L'essentiel de l'histoire repose sur la rivalité entre deux puissants clans de yakuzas, dirigés par deux frères, deux démons nés des cendres d'Hiroshima et de Nagasaki. Le chef du clan Nagasaki a élevé à sa manière (pour le moins rude) la troublante Sadako, une femme-panthère muée en irrésistible machine à tuer. Un jour, cependant, la destinée déjà étonnante de la jeune femme prend un brusque virage, quand Nagasaki Oni lui confie la terrible Oni No Shi, une épée légendaire et tueuse de démons. Un héritage difficile à porter et qui, très vite, jouera son rôle dans la guerre impitoyable que se livreront les deux clans yakuzas.

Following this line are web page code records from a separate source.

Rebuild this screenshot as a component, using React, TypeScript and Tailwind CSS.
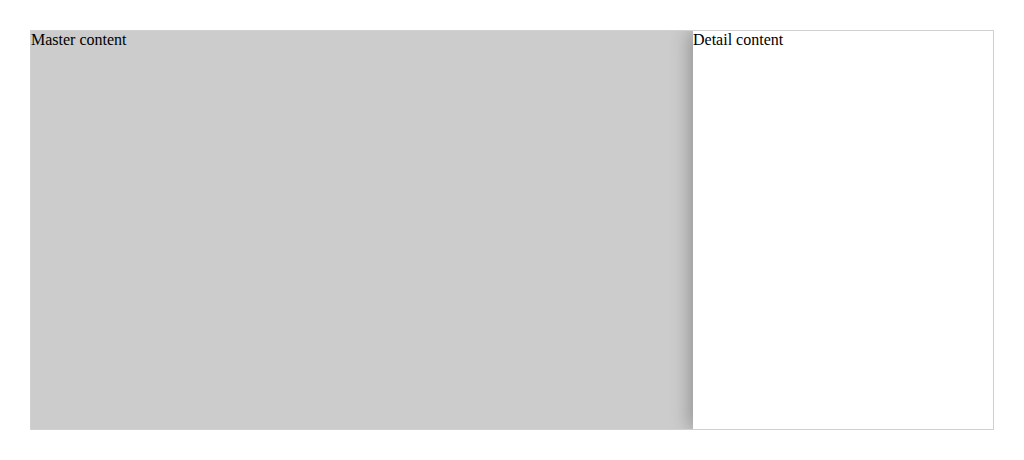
import React from "react";

export default function App() {
  return (
    <div className="bg-white w-[1024px] h-[460px] pt-[30px] px-[30px] font-['Liberation_Serif',serif] text-base text-black">
      <div className="flex h-[400px] w-[964px] border border-[#d0d0d0] overflow-hidden">
        <div className="flex-1 bg-[#cccccc] leading-[18px]">Master content</div>
        <div className="relative w-[300px] bg-white leading-[18px] shadow-[-3px_0_18px_rgba(0,0,0,0.3)]">Detail content</div>
      </div>
    </div>
  );
}
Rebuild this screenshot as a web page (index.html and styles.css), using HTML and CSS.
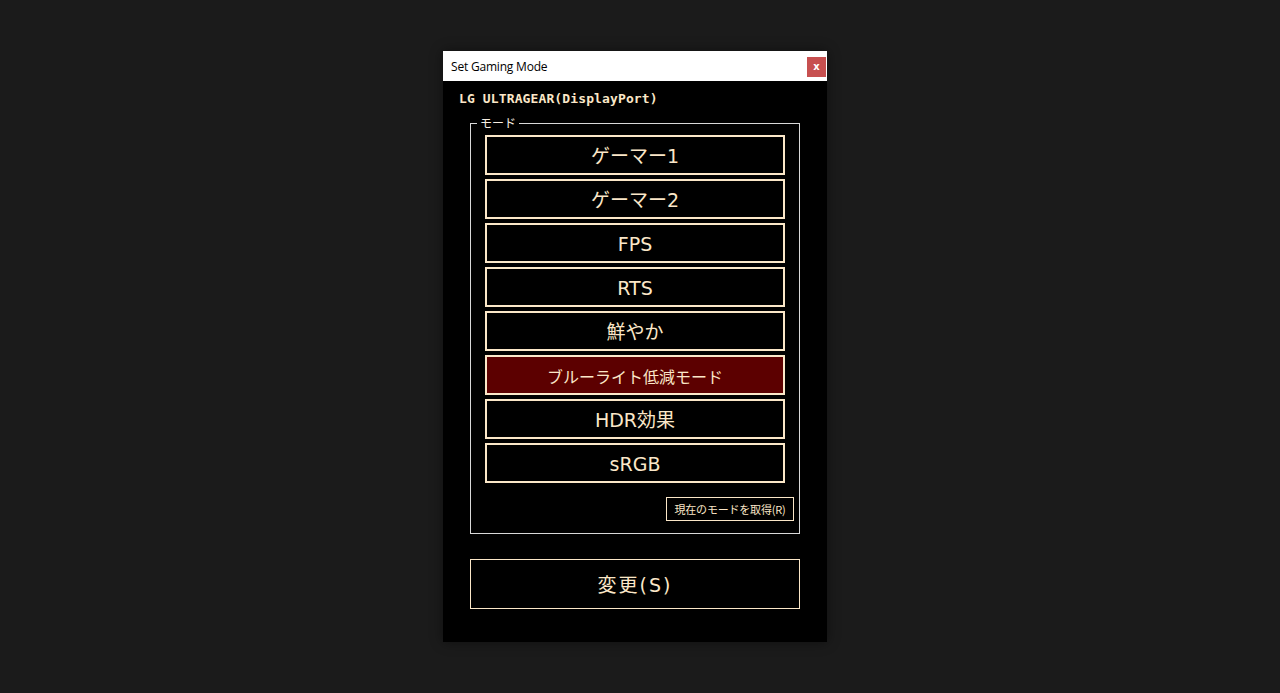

Cette fantasy urbaine crue et violente nous vaut un roman d'action efficace de bout en bout, et tout à fait distrayant. L'hommage est réussi, et les amateurs ne pourront que s'en trouver comblés. Mais le meilleur ne réside pourtant peut-être pas dans cet aspect du roman, qui n'est par ailleurs pas exempt de menus défauts : on peut ainsi regretter que cette trame, outre son côté passablement bourrin, se montre parfois un peu trop didactique, et que les éléments relevant proprement de l'imaginaire donnent en fin de compte une impression d'artifice, voire de superflu…
Mais l'aventure de Sadako est encadrée par un prologue et un épilogue cambodgiens narrant, le premier du point de vue de Nagasaki Oni, le dernier de celui de son frère démoniaque, les origines de l'Oni No Shi. Ce qui nous donne, dans un sens, deux nouvelles de fantasy à la fois plus classiques de par leur côté « archaïque », et plus étonnantes et séduisantes en raison de leur cadre original, entourant le récit contemporain. La plume de l'auteur s'y fait plus fine, plus travaillée, sans que le récit ne s'en trouve édulcoré pour autant. Il s'en dégage une belle puissance narrative et un souffle remarquable, qui rendent cette Maison aux fenêtres de papier plus convaincante encore.
En somme, Thomas Day nous a gâtés avec ces deux ouvrages, certes pas parfaits, mais témoignant assurément tant du talent de l'auteur que de la cohérence dans la variété de son œuvre.